To recap: Trump is enacting a policy where the government spends billions more to insure fewer people.

This is a policy that helps nobody and hurts millions. And that is actually different from the other health care policies Trump and congressional Republicans have pursued.

The executive order Trump signed yesterday, for example, would let skimpier health insurance plans back into the individual market. That would benefit people who are young and healthy (and don’t want to spend a lot on premiums) at the expense of making it worse for those who are old or sick — a 180 from the point of Obamacare. (Republican plans in Congress to repeal Obamacare, too, would have advantaged certain groups of people while disadvantaging others.)

This decision is perhaps the most aggressive one Trump has made so far in his committed push to explicitly undermine the key objectives of the law.

Ending these payments raises premiums for anyone who uses Obamacare: older people, younger people, sicker people, and healthy people. And it puts an already fragile Obamacare marketplace at greater risk of a last-minute exodus by health plans who assumed that the government would pay these subsidies — and don’t think they can weather the financial hit.

The Trump administration has, since taking office, cut the Obamacare open enrollment period in half.
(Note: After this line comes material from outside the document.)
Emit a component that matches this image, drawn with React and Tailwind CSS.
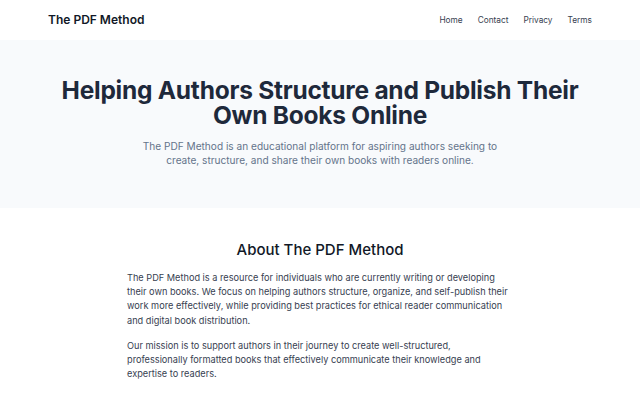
export default function App() {
  return (
    <div className="min-h-screen bg-white font-['Inter',sans-serif] text-[#1f2937]">
      <header className="flex h-10 items-center justify-between px-12">
        <div className="text-[12px] font-semibold text-[#111827]">The PDF Method</div>
        <nav className="flex gap-[15px] text-[8.3px] text-[#374151]">
          <a>Home</a>
          <a>Contact</a>
          <a>Privacy</a>
          <a>Terms</a>
        </nav>
      </header>

      <section className="flex h-[168px] flex-col items-center bg-[#f8fafc] px-12 pt-[38px] text-center">
        <h1 className="text-[24.5px] font-bold leading-[24.5px] tracking-[-0.01em] text-[#1e293b]">
          Helping Authors Structure and Publish Their
          <br />
          Own Books Online
        </h1>
        <p className="mt-[12px] w-[370px] text-[10.1px] leading-[14px] text-[#64748b]">
          The PDF Method is an educational platform for aspiring authors seeking to create, structure, and share their own books with readers online.
        </p>
      </section>

      <section className="mx-auto w-[386px] pt-[31px]">
        <h2 className="text-center text-[15px] font-medium text-[#111827]">About The PDF Method</h2>
        <p className="mt-[9px] text-[9.2px] leading-[14.4px] text-[#374151]">
          The PDF Method is a resource for individuals who are currently writing or developing their own books. We focus on helping authors structure, organize, and self-publish their work more effectively, while providing best practices for ethical reader communication and digital book distribution.
        </p>
        <p className="mt-[10.5px] text-[9.2px] leading-[14.4px] text-[#374151]">
          Our mission is to support authors in their journey to create well-structured, professionally formatted books that effectively communicate their knowledge and expertise to readers.
        </p>
      </section>
    </div>
  )
}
Instead of 90 days to sign up, enrollees will now get 45. The Trump administration has cut the Obamacare advertising budget by 90 percent — and reduced funding for in-person outreach by 40 percent. Regional branches of Health and Human Services abruptly pulled out of the outreach events they have participated in over the last four years.

Obamacare is, in Washington, a political football — something Republicans have spent seven years promising to repeal. Now, Trump is doing more than Congress ever could to make good on that promise.

Trump’s larger presidential agenda has focused on unwinding Barack Obama’s legacy. He’s more focused on destroying his nemesis than trying to replace, to fix, or to improve Obama’s biggest accomplishments from the Iran deal to environmental regulation.

On health care, there are going to be immediate and very real consequences for Americans. There are real people who stand to be hurt by an administration that has actively decided to make a public benefits program function poorly.

Trump has long predicted the implosion of the Affordable Care Act. It’s now become clear he plans to use the White House to tear down his predecessor rather than to help the people who voted him into office.